I am the offspring of those who once were sworn enemies. And I am hope.
We have already come so far. And when I say “we”, I don’t mean “white Afrikaans/English people like me”, I mean “South African people like me”. We have already won so many small battles. This last uprising, this desperate resistance of evil and disunity can be conquered – must be conquered. We cannot give up now, we cannot give in to the darkness now, we cannot continue in our old and hateful ways anymore because it will shred us all. The farm attacks are born of racism; our response doesn’t have to be. We will stop those criminals not because they are people who are black but because they are people who are doing bad things. Surely that’s what’s more important? And we will stop the bad things we’re doing, in our actions, our hearts, and our words.
And yet I know we have a long way to go before apartheid ends, even though it was officially abolished before I was even born. It’s alive and kicking in the words and hearts of millions.
But it is not alive in mine. I have killed it. It fought back, of course, as hatred does; growing up in a world that sees in black and white makes the temptation difficult. It’s so easy to blame a skin colour rather than a flaw of society or, worse, a flaw of your own.

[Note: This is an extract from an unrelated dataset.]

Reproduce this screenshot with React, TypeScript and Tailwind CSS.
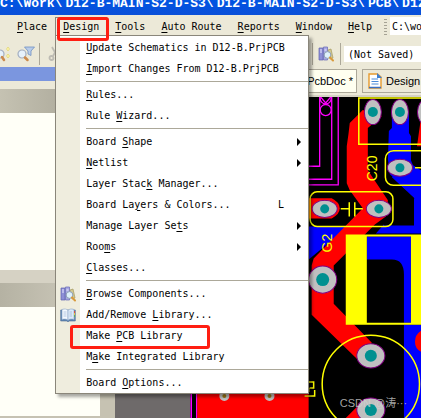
import type { ReactNode } from 'react';

type MenuEntry =
  | { kind: 'separator' }
  | {
      kind: 'item';
      label: string;
      hot: number; // index of the underlined access key
      icon?: ReactNode;
      shortcut?: string;
      submenu?: boolean;
      marked?: boolean;
    };

const SearchBooks = () => (
  <svg viewBox="0 0 16 16" className="size-4 shrink-0" aria-hidden="true">
    <path d="M1 2h4v12H1z" fill="#8e8fd6" stroke="#5f61b0" strokeWidth=".7" />
    <path d="M5.500 1h4v13h-4z" fill="#a9a9e4" stroke="#6567b4" strokeWidth=".7" />
    <path d="M10 4l3-1 2 9-3 1z" fill="#d3c98f" stroke="#a49a62" strokeWidth=".7" />
    <path d="M2 4h2M2 6h2M6.500 4h2" stroke="#e9e9ff" />
    <circle cx="9.500" cy="9" r="3.400" fill="#def1fb" stroke="#8c9cb4" />
    <path d="M12 11.500l3 3" stroke="#d99a3c" strokeWidth="2" strokeLinecap="round" />
  </svg>
);

const OpenBook = () => (
  <svg viewBox="0 0 16 16" className="size-4 shrink-0" aria-hidden="true">
    <path d="M.7 3h14.600v11H9l-1 1-1-1H.7z" fill="#5f86b4" stroke="#4d6c96" strokeWidth=".6" />
    <path d="M2 2.500c2.500-1 4.500-.5 6 .8v9.900c-1.500-1.200-3.500-1.500-6-.7z" fill="#f3f8ff" stroke="#8ba6c8" strokeWidth=".6" />
    <path d="M14 2.500c-2.500-1-4.500-.5-6 .8v9.900c1.500-1.200 3.500-1.500 6-.7z" fill="#dce9f8" stroke="#8ba6c8" strokeWidth=".6" />
    <path d="M3.500 5h3M3.500 7h3M3.500 9h3M9.500 5H12M9.500 7H12M9.500 9H12" stroke="#9cb6d6" strokeWidth=".7" />
    <path d="M14.500 4v2" stroke="#d8514a" />
    <path d="M14.500 6v2" stroke="#e6c64a" />
    <path d="M14.500 8v2" stroke="#5cae5c" />
  </svg>
);

const Magnifier = () => (
  <svg viewBox="0 0 18 18" className="size-[18px] shrink-0" aria-hidden="true">
    <path d="M7.500 2h10l-3.500 4V10.500l-3-1.500V6z" fill="#b9cde9" stroke="#7191c2" strokeWidth=".8" />
    <circle cx="5" cy="9" r="4" fill="#e6f1fb" stroke="#a3aec0" strokeWidth="1.200" />
    <path d="M8 12.500l2.500 2.500" stroke="#cb8a4d" strokeWidth="2.500" strokeLinecap="round" />
  </svg>
);

const FindNext = () => (
  <svg viewBox="0 0 10 16" className="h-4 w-[10px] shrink-0" aria-hidden="true">
    <path d="M0 4a4 4 0 0 1 0 8" fill="#e6f1fb" stroke="#a3aec0" strokeWidth="1.200" />
    <path d="M2 11l2 3" stroke="#cb8a4d" strokeWidth="2.500" strokeLinecap="round" />
    <path d="M8 1l1.500 2L8 5 6.500 3zM8 8l1.500 2L8 12l-1.500-2z" fill="#fff9a8" stroke="#dacb63" strokeWidth=".6" />
  </svg>
);

const Cut = () => (
  <svg viewBox="0 0 14 16" className="h-4 w-[14px] shrink-0" fill="none" stroke="#bdbbb3" strokeWidth="1.800" aria-hidden="true">
    <path d="M4 1l5 9M10 1L5 10" />
    <circle cx="3.500" cy="12" r="2" />
    <circle cx="10" cy="12" r="2" />
  </svg>
);

const SheetIcon = () => (
  <svg viewBox="0 0 14 16" className="h-4 w-[14px] shrink-0" aria-hidden="true">
    <path d="M1 1h8.500L13 4v11H1z" fill="#fff" stroke="#e69a2e" strokeWidth="1.400" />
    <path d="M9 0l5 5H9z" fill="#3a7ed2" />
    <path d="M3.500 6h6.500M3.500 8.500h7M3.500 11h7" stroke="#4b8bd8" />
    <path d="M1 14.500h12" stroke="#3a6fc0" strokeWidth="1.500" />
  </svg>
);

const sep: MenuEntry = { kind: 'separator' };

const designMenu: MenuEntry[] = [
  { kind: 'item', label: 'Update Schematics in D12-B.PrjPCB', hot: 0 },
  { kind: 'item', label: 'Import Changes From D12-B.PrjPCB', hot: 0 },
  sep,
  { kind: 'item', label: 'Rules...', hot: 0 },
  { kind: 'item', label: 'Rule Wizard...', hot: 5 },
  sep,
  { kind: 'item', label: 'Board Shape', hot: 6, submenu: true },
  { kind: 'item', label: 'Netlist', hot: 0, submenu: true },
  { kind: 'item', label: 'Layer Stack Manager...', hot: 10 },
  { kind: 'item', label: 'Board Layers & Colors...', hot: 8, shortcut: 'L' },
  { kind: 'item', label: 'Manage Layer Sets', hot: 15, submenu: true },
  { kind: 'item', label: 'Rooms', hot: 3, submenu: true },
  { kind: 'item', label: 'Classes...', hot: 0 },
  sep,
  { kind: 'item', label: 'Browse Components...', hot: 0, icon: <SearchBooks /> },
  { kind: 'item', label: 'Add/Remove Library...', hot: 11, icon: <OpenBook /> },
  { kind: 'item', label: 'Make PCB Library', hot: 5, marked: true },
  { kind: 'item', label: 'Make Integrated Library', hot: 1 },
  sep,
  { kind: 'item', label: 'Board Options...', hot: 6 },
];

function HotLabel({ label, hot }: { label: string; hot: number }) {
  return (
    <span className="whitespace-pre">
      {label.slice(0, hot)}
      <u className="underline-offset-2">{label[hot]}</u>
      {label.slice(hot + 1)}
    </span>
  );
}

function DesignMenu() {
  return (
    <ul className="absolute top-full left-0 z-10 w-[254px] border border-[#8a867a] bg-white pt-px shadow-[3px_3px_3px_rgba(0,0,0,0.35)]">
      {designMenu.map((entry, i) =>
        entry.kind === 'separator' ? (
          <li key={i} className="flex h-[5px] items-center">
            <span className="h-full w-6 bg-[#efedde]" />
            <hr className="ml-1.5 flex-1 border-[#aca899]" />
          </li>
        ) : (
          <li key={i} className="relative">
            <button type="button" className="flex h-[21px] w-full items-center text-left">
              <span className="flex h-full w-6 items-center justify-center bg-[#efedde]">{entry.icon}</span>
              <span className="flex-1 pl-1.5">
                <HotLabel label={entry.label} hot={entry.hot} />
              </span>
              {entry.shortcut && <span className="pr-6">{entry.shortcut}</span>}
              {entry.submenu && (
                <svg viewBox="0 0 4 8" className="mr-[7px] h-2 w-1" aria-hidden="true">
                  <path d="M0 0l4 4-4 4z" />
                </svg>
              )}
            </button>
            {entry.marked && (
              <span className="pointer-events-none absolute top-0 left-[14px] z-10 h-6 w-[140px] rounded-[3px] border-3 border-[#ff1e12]" />
            )}
          </li>
        ),
      )}
    </ul>
  );
}

const menus = ['Place', 'Design', 'Tools', 'Auto Route', 'Reports', 'Window', 'Help'];

function MenuBar() {
  return (
    <nav className="flex h-[22px] items-start bg-[#ece9d8] pt-0.5 pl-[9px]">
      {menus.map((name) => (
        <div key={name} className="relative shrink-0">
          <button
            type="button"
            className={
              name === 'Design'
                ? 'flex h-[18px] items-center border-t border-l border-[#8a867a] bg-[#efedde] pr-2 pl-[7px] pt-px'
                : 'flex h-[18px] items-center px-2 pt-0.5'
            }
          >
            <HotLabel label={name} hot={0} />
          </button>
          {name === 'Design' && (
            <>
              <DesignMenu />
              <span className="pointer-events-none absolute top-0 left-0.5 z-20 h-6 w-[52px] rounded-[3px] border-3 border-[#ff1e12]" />
            </>
          )}
        </div>
      ))}
      <span className="ml-1 h-4 w-[3px] shrink-0 self-center bg-[repeating-linear-gradient(#a5a294_0_1px,transparent_1px_3px)]" />
      <input
        aria-label="Address"
        defaultValue="C:\work\D12-B-MAIN-S2-D-S3"
        className="ml-[3px] h-[18px] min-w-0 flex-1 bg-white pl-0.5 outline-none"
      />
    </nav>
  );
}

function Toolbar() {
  return (
    <div className="flex h-[30px] items-center bg-[#ece9d8] pt-1">
      <FindNext />
      <span className="ml-[7px] flex">
        <Magnifier />
      </span>
      <span className="ml-1 h-[22px] w-px shrink-0 bg-[#aca899]" />
      <span className="ml-2 flex">
        <Cut />
      </span>
      <span className="ml-[250px] h-[22px] w-px shrink-0 bg-[#aca899]" />
      <span className="ml-[5px] flex">
        <SearchBooks />
      </span>
      <span className="ml-[6px] h-[22px] w-px shrink-0 bg-[#aca899]" />
      <input
        aria-label="Variant"
        defaultValue="(Not Saved)"
        className="ml-[3px] h-4 min-w-0 flex-1 bg-white pl-1 outline-none"
      />
    </div>
  );
}

function SidePanels() {
  return (
    <aside className="flex w-[115px] shrink-0 flex-col bg-[#c6c2b2]">
      <div className="h-[14px] bg-[#7b96df]" />
      <div className="h-2 bg-[#ece9d8]" />
      <div className="h-6 bg-linear-to-r from-[#c5c2b2] to-[#a09d8f]" />
      <div className="h-[157px] bg-[#fffff7]" />
      <div className="h-[13px] bg-[#d6d2c4]" />
      <div className="h-6 bg-linear-to-r from-[#b5b2a3] to-[#d6d2c4]" />
      <div className="mb-px w-[100px] flex-1 border-b border-[#c6c2b2] bg-[#fffff7]" />
    </aside>
  );
}

function Pad({ x, y, rx, ry, hole = 5 }: { x: number; y: number; rx: number; ry: number; hole?: number }) {
  return (
    <>
      <ellipse cx={x} cy={y} rx={rx} ry={ry} fill="#c0c0c0" stroke="#800080" />
      <circle cx={x} cy={y} r={hole} fill="#009090" />
    </>
  );
}

function Board() {
  return (
    <svg viewBox="116 97 305 321" preserveAspectRatio="xMinYMin slice" className="absolute inset-0 size-full">
      <path d="M116 97h305v321H116z" fill="#000" />
      <path d="M116 97h75v321h-75z" fill="#6e6a6a" />
      <path d="M192 97v321M197.500 97v321" stroke="#f0f" strokeWidth="1.500" />
      <path d="M198 390h111v28H198z" fill="#f00" />
      <g fill="#9a7414" stroke="#c0c0c0" strokeWidth="3">
        <circle cx="225" cy="395" r="3.500" />
        <circle cx="270" cy="395" r="3.500" />
      </g>

      {/* bottom copper */}
      <g fill="#00f">
        <path d="M392 112h17v21l2 3v24l2 5 8 6v62H376l8-9h30v-27l-24-23-2-15 1-28 3-3z" />
        <path d="M309 226h40l-40 33z" />
        <path d="M367 236h44v86h-7v-48q0-15-12-15h-25z" />
        <path d="M404 324h17v94h-17z" />
      </g>
      <path d="M386 178l22 13 6 7v27h-30z" fill="#000" />
      <path d="M392 177l29 27v-34l-10-6z" fill="#00f" />

      {/* top copper */}
      <g fill="#f00">
        <path d="M363 110l-13 13q-1 10-3 23v37l3 7 13 18-49 50-2 7v49l45 44 15-16-38-39v-38l41-41 11-8 2-16-20-30V128l14-12z" />
        <path d="M309 198h23q8 4 8 10t-8 10h-23z" />
        <path d="M421 330q-6 4-6 11t6 10zM421 118l-2 14-2 14h4zM345 418l12-12 8 12z" />
      </g>

      {/* magenta mechanical outlines */}
      <g fill="none" stroke="#f0f" strokeWidth="1.300">
        <path d="M320 97v69h-11M332 97v82h-23M338.500 97v87.500H309" />
        <path d="M321 97l5 6 5-6" />
        <circle cx="326" cy="98.500" r="5.500" />
        <circle cx="326" cy="110" r="5.500" />
      </g>

      {/* silkscreen */}
      <g fill="none" stroke="#ff0" strokeWidth="1.500">
        <path d="M430 98h-71v46h71" />
        <rect x="385.500" y="150.500" width="50" height="34.500" rx="8" />
        <path d="M415 167.500h6" />
        <rect x="310.500" y="191.500" width="82.500" height="34.500" rx="7" />
        <path d="M341 208.500h8.500M349.500 202v14M355 202v14M355 208.500h8" />
        <circle cx="371" cy="383" r="48.500" />
        <path d="M309 381h5v6h-4M309 391v-4M315 389v6h-10" />
      </g>
      <path d="M346 234h75v2h-54v86h54v2h-75zM411 236h10v86h-10z" fill="#ff0" />

      <Pad x={373} y={112} rx={8.5} ry={12.5} />
      <Pad x={400} y={112} rx={8.5} ry={12.5} />
      <Pad x={426} y={112} rx={8.5} ry={12.5} />
      <Pad x={400} y={167.5} rx={12.5} ry={8.5} hole={4.5} />
      <Pad x={325} y={208.5} rx={12.5} ry={8.5} hole={4.5} />
      <Pad x={379} y={208.5} rx={12.5} ry={8.5} hole={4.5} />
      <Pad x={323} y={279} rx={14} ry={13.5} hole={6.5} />
      <Pad x={371} y={355} rx={14} ry={12} hole={6} />
      <Pad x={371} y={409} rx={14} ry={12} hole={6} />

      <g fill="#ff0" fontFamily="'Liberation Sans', sans-serif" fontSize="14">
        <text transform="translate(377 181) rotate(-90)">C20</text>
        <text transform="translate(332 252) rotate(-90)">G2</text>
      </g>
      <text x="340" y="406" fill="#d0d0d0" fillOpacity="0.8" fontFamily="'Liberation Sans', 'Noto Sans CJK SC', sans-serif" fontSize="11">
        CSDN @涛···
      </text>
    </svg>
  );
}

function Editor() {
  return (
    <main className="flex min-w-0 flex-1 flex-col">
      <div className="flex h-[30px] items-center gap-[5px] border-b-2 border-[#d6d2c4] bg-[#ece9d8] pl-[150px] font-['Liberation_Sans',sans-serif] text-[11px]">
        <button type="button" className="flex h-6 w-[92px] shrink-0 items-center justify-end border border-[#aca899] bg-[#fffff0] pr-[3px]">
          PcbDoc *
        </button>
        <button type="button" className="flex h-6 flex-1 items-center gap-1 overflow-hidden border border-r-0 border-[#aca899] bg-[#ece9d8] pl-[5px]">
          <SheetIcon />
          Design
        </button>
      </div>
      <div className="relative flex-1 overflow-hidden bg-black">
        <Board />
      </div>
    </main>
  );
}

const titleParts = ['C:\\Work\\', 'D12-B-MAIN-S2-D-S3\\', 'D12-B-MAIN-S2-D-S3\\', 'PCB\\', 'D12'];

export default function App() {
  return (
    <div className="flex min-h-screen flex-col overflow-hidden bg-[#ece9d8] font-['DejaVu_Sans_Mono',monospace] text-[10px] leading-3 text-black">
      <header className="flex h-[15px] gap-[3px] overflow-hidden bg-linear-to-b from-[#0054e3] to-[#0a4fd8] font-['Liberation_Mono',monospace] text-[13px] leading-[7px] font-bold whitespace-pre text-white">
        {titleParts.map((part, i) => (
          <span key={i} className="shrink-0">
            {part}
          </span>
        ))}
      </header>
      <MenuBar />
      <Toolbar />
      <div className="flex flex-1">
        <SidePanels />
        <Editor />
      </div>
    </div>
  );
}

Our struggles are not against flesh and blood, but against principalities, against powers, against the rulers of the darkness of this world (Ephesians 6:12). Our enemies are not only human. Our fight is not only physical. I will not allow the darkness to overwhelm my heart. I will not allow racism to colour my vision. I will feel. I will believe. I will mourn for my brothers and sisters who have fallen, regardless of their skin colour.
Thousands of us have taken an entire day to stage this protest. Will we all take ten minutes every morning to take the fight to our knees? Will we all pray for our people with the same vehemence with which we curse our enemies?
The real bad guys only win when they make us hateful. In many of us, they’re winning.
I stand with every farmer who has died, every nourisher of our people who has had to be afraid, and I stand with every person who has ever been a victim of racism. I stand against hatred. I stand against violence. I stand against all that is dark and evil. I stand against unrighteous judgment and the division between the races. I stand for love, I stand for faith, and I stand for hope.
It might take a century, but I pray and I wait and I watch for the day when a brown-skinned young person mounts the steps of the Klipkerk and listens to an Afrikaans sermon, reading along in a Zulu Bible. It has been done before. It can be done again.
And I pray God that it is, for all of our sakes.